Film review: American Sniper Print
Written by Ivan Radford   
Friday, 16 January 2015 07:44
Director: Clint Eastwood
Cast: Bradley Cooper, Sienna Miller
Certificate: 15

American Sniper opens in the middle of a war zone, as Navy SEAL sniper Chris Kyle is faced with the decision to shoot a child or not. It's a sight that is familiar to anyone who has seen the trailer - a moment so striking and tense that Clint Eastwood even dares to repeat it again later in the film.


For Kyle, though, that's the essence of his existence: making the call on whether to pull the trigger or not. He lives for it - rather than living for his wife and kids. As a result, she weeps at home for her lost husband, while the men in Islamabad glorify him as a legend. You can see why: with 255 kills to his name, Kyle's accurate eye keeps countless Americans alive in Iraq. "The most lethal sniper in US military history", declares the trailer.


But Eastwood's account of Kyle's service isn't the pro-military movie it might be mistaken for: starting with his Bible-reading childhood and lessons in bullying from his dad, Jason Hall's script examines what makes a man want to become a killing machine.
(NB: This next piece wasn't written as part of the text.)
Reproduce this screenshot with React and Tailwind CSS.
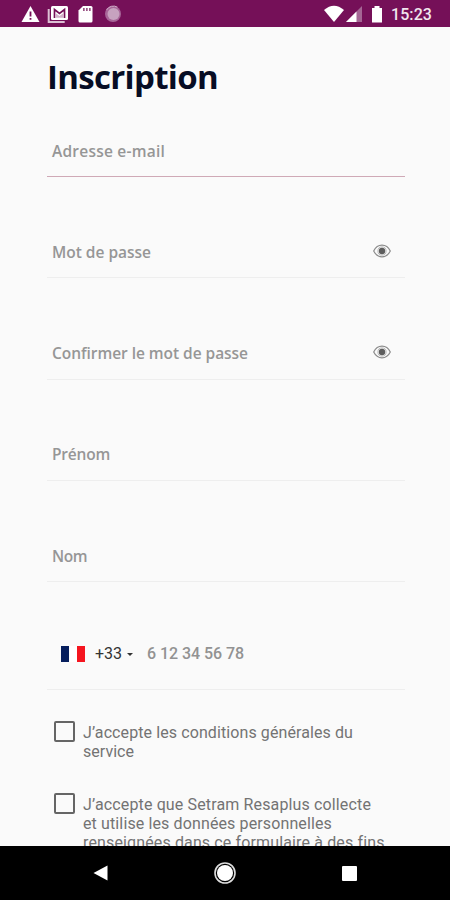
import React, { useState } from 'react';

const FIELDS = [
  { key: 'email', label: 'Adresse e-mail', width: 113, active: true },
  { key: 'password', label: 'Mot de passe', width: 99, secret: true },
  { key: 'confirm', label: 'Confirmer le mot de passe', width: 196, secret: true },
  { key: 'firstName', label: 'Prénom', width: 58 },
  { key: 'lastName', label: 'Nom', width: 35 }
];

export default function App() {
  return (
    <div className="flex h-[900px] w-[450px] flex-col overflow-hidden bg-[#fafafa] font-['Roboto',sans-serif]">
      <StatusBar />

      <main className="min-h-0 flex-1 overflow-hidden pl-[47px] pr-[45px]">
        <h1 className="flex h-[70px] items-end">
          <FitText width={171} className="h-10 text-[33px] font-bold leading-10 text-[#070d24] font-['Open_Sans',sans-serif]">
            Inscription
          </FitText>
        </h1>

        {FIELDS.map((f) => (
          <Field key={f.key} {...f} />
        ))}

        <PhoneField />

        <div className="flex flex-col gap-[32px] pt-[31px]">
          <Consent lines={[['J’accepte les conditions générales du', 270], ['service', 51]]} />
          <Consent
            lines={[
              ['J’accepte que Setram Resaplus collecte', 288],
              ['et utilise les données personnelles', 249],
              ['renseignées dans ce formulaire à des fins', 301]
            ]}
          />
        </div>
      </main>

      <NavigationBar />
    </div>
  );
}

// Single line of text set to a given measure.
function FitText({ width, className, children }) {
  const [spacing, setSpacing] = useState(0);
  const fit = React.useCallback(
    (el) => {
      if (!el) return;
      const gaps = el.textContent.length;
      setSpacing((width - el.getBoundingClientRect().width) / gaps);
    },
    [width]
  );
  return (
    <span className={`block whitespace-nowrap ${className}`}>
      <span ref={fit} style={{ letterSpacing: `${spacing}px` }}>{children}</span>
    </span>
  );
}

function Field({ label, width, active, secret }) {
  return (
    <div
      className={`flex items-end justify-between border-b pb-[13.4px] pl-[5px] pr-[14px] ${
        active ? 'h-[80.2px] border-[#cfa9b6]' : 'h-[101.2px] border-[#eeeeee]'
      }`}
    >
      <FitText width={width} className="h-6 text-[15.5px] font-semibold leading-6 text-[#969696] font-['Open_Sans',sans-serif]">
        {label}
      </FitText>
      {secret && <EyeIcon />}
    </div>
  );
}

function PhoneField() {
  return (
    <div className="flex h-[108px] items-end border-b border-[#eeeeee] pb-[23px] pl-[14px]">
      <div className="mb-1 flex h-4 w-6 justify-between bg-white">
        <span className="w-2 bg-[#061e5d]" />
        <span className="w-2 bg-[#f5151f]" />
      </div>
      <FitText width={27} className="ml-[10px] h-6 text-base leading-6 text-[#333]">+33</FitText>
      <svg className="mb-[10px] ml-[5px] h-[3px] w-[6px]" viewBox="0 0 6 3">
        <path d="M0 0h6L3 3z" fill="#333" />
      </svg>
      <FitText width={97} className="ml-[14px] h-6 text-base font-medium leading-6 text-[#929292]">6 12 34 56 78</FitText>
    </div>
  );
}

function Consent({ lines }) {
  return (
    <div className="flex items-start">
      <span className="ml-[7px] mr-[8px] h-[21px] w-[21px] shrink-0 rounded-[2px] border-2 border-[#656565]" />
      <div className="pt-[2px]">
        {lines.map(([text, width]) => (
          <FitText key={text} width={width} className="h-[19px] text-base leading-[19px] text-[#737373]">
            {text}
          </FitText>
        ))}
      </div>
    </div>
  );
}

function EyeIcon() {
  return (
    <svg className="mb-[6px] h-[14px] w-[18px]" viewBox="0 0 18 14" fill="none">
      <path d="M.7 7C2.6 3.2 5.5 1.2 9 1.2S15.4 3.2 17.3 7c-1.9 3.8-4.8 5.8-8.3 5.8S2.6 10.8.7 7z" stroke="#8b8b8b" strokeWidth="1.2" />
      <circle cx="9" cy="7" r="4.1" stroke="#aaa" strokeWidth=".8" />
      <circle cx="9" cy="7" r="3.2" fill="#5d5d5d" />
    </svg>
  );
}

function StatusBar() {
  return (
    <header className="flex h-[27px] shrink-0 items-start bg-[#751058] pl-[21px] pr-[18px] pt-[5px]">
      <svg className="h-[18px] w-[102px]" viewBox="0 0 102 18">
        <path d="M9.5 1 18.5 17H.5z" fill="#fff" />
        <path d="M8.6 6.5h1.8v5H8.6zM8.6 13h1.8v1.8H8.6z" fill="#751058" />
        {/* Mail */}
        <path d="M27.7 4v13h16" fill="none" stroke="#dcc0d4" strokeWidth="2" />
        <rect x="30" y="1" width="17" height="14" rx="1.5" fill="#fff" />
        <path d="M33.5 13V4.5l5 4 5-4V13" fill="none" stroke="#751058" strokeWidth="1.7" />
        <path d="M34.4 12.8V8l4.1 3 4.1-3v4.8z" fill="#d3b0c9" />
        {/* SD card */}
        <path d="M62 1h8q1.5 0 1.5 1.5V16q0 1.5-1.5 1.5H59q-1.5 0-1.5-1.5V5.5z" fill="#fff" />
        <path d="M62 3h1.7v3H62zM65 3h1.7v3H65zM68 3h1.7v3H68z" fill="#9a5586" />
        <circle cx="92" cy="9" r="8" fill="#a76698" />
        <circle cx="92.5" cy="9" r="6" fill="#c7a2bf" />
        <path d="M85.5 5a8 8 0 0 1 11-2.8" fill="none" stroke="#d1aec9" />
      </svg>
      <svg className="ml-auto h-[18px] w-[60px]" viewBox="0 0 60 18">
        <path d="M1 5Q11-3.5 21 5L11 17z" fill="#fff" />
        <path d="M39 1v16H23z" fill="#a46694" />
        <path d="M33.5 6.5V17H23z" fill="#fff" />
        <path d="M51.5 1h5v2H59v14.5H49V3h2.5z" fill="#fff" />
      </svg>
      <FitText width={41} className="ml-[8px] h-5 text-base font-medium leading-5 text-[#f1e6ee]">15:23</FitText>
    </header>
  );
}

function NavigationBar() {
  return (
    <nav className="flex h-[54px] shrink-0 items-center justify-between bg-black pl-[93px] pr-[93px]">
      <svg className="h-4 w-[15px]" viewBox="0 0 15 16">
        <path d="M14.5.5v15L.5 8z" fill="#fff" />
      </svg>
      <svg className="h-[22px] w-[22px]" viewBox="0 0 22 22">
        <circle cx="11" cy="11" r="10" fill="none" stroke="#ddd" strokeWidth="1.6" />
        <circle cx="11" cy="11" r="8" fill="#fff" />
      </svg>
      <span className="h-[15px] w-[15px] rounded-[1px] bg-white" />
    </nav>
  );
}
Bradley Cooper is unrecognisable as Chris, beefing up to play the cowboy with a mostly silent performance; compared to his fast-talking roles in American Hustle and The A-Team, Bradley becomes increasingly withdrawn, turning what starts out as a curious drama into a pained account of post-traumatic stress disorder.


Sienna Miller is equally superb as Taya, moving from flirtatious early romance to frustrated marriage. The pair work well together, selling their relationship over detached phone calls on Kyle's satellite phone, as he prepares to take another bad guy out. Eastwood presents the action with an immediacy that recalls Kathryn Bigelow's award-winning work with Jeremy Renner, keeping you on the edge of your seat without any gung-ho flourishes. It's an approach that gives events a deceptively complex air; Kyle may have the simplistic view of Iraqis as "savages", spurred on to ship out after seeing attacks on TV, but the movie is far from patriotic, paying as much, if not more, attention to psychological fallout as the movie's flag-waving finale.
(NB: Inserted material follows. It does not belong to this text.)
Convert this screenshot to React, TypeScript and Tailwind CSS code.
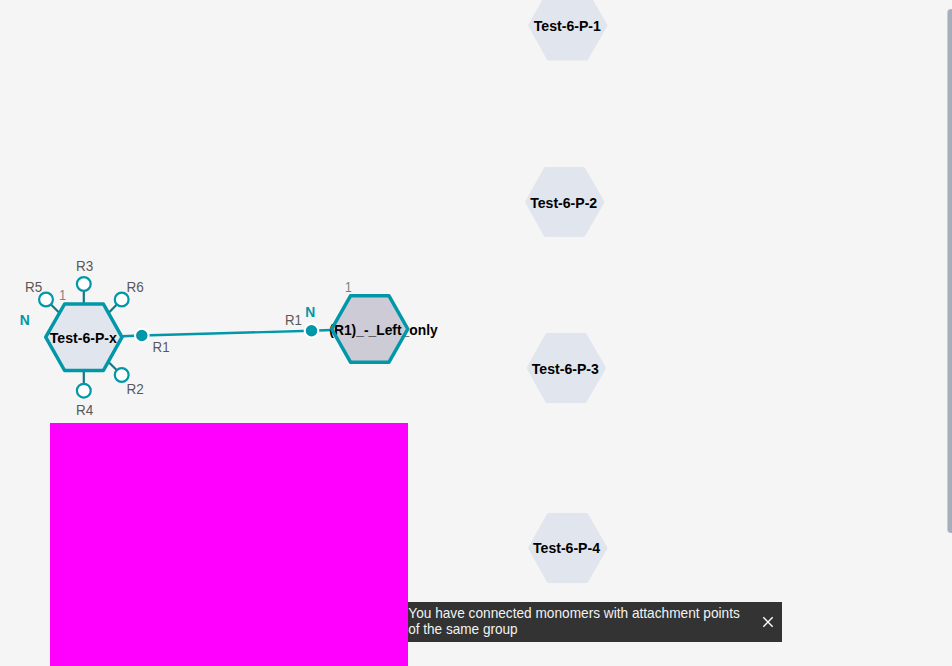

The introduction of an enemy sniper may seem straight of an action movie playbook, but even his presence only serves to ramp up the tension - this is war as adrenaline, giving the audience a hit of the rush missing when Kyle's at home. Is he addicted the thrill? Haunted by those he couldn't save? Cooper's conflicted face is as sympathetic as it is sad. Think The Hurt Locker 2, in a good way.


Cooper spends his time with Miller and their baby staring at footage of kills on the telly, almost re-processing his experiences as video game-like entertainment. It's here that the bullets really fly. While Taya tends a kids' birthday party, Kyle perches, on edge, surveying the scene for potential risk; that opening scene stuck on a loop like a movie trailer he can't turn off.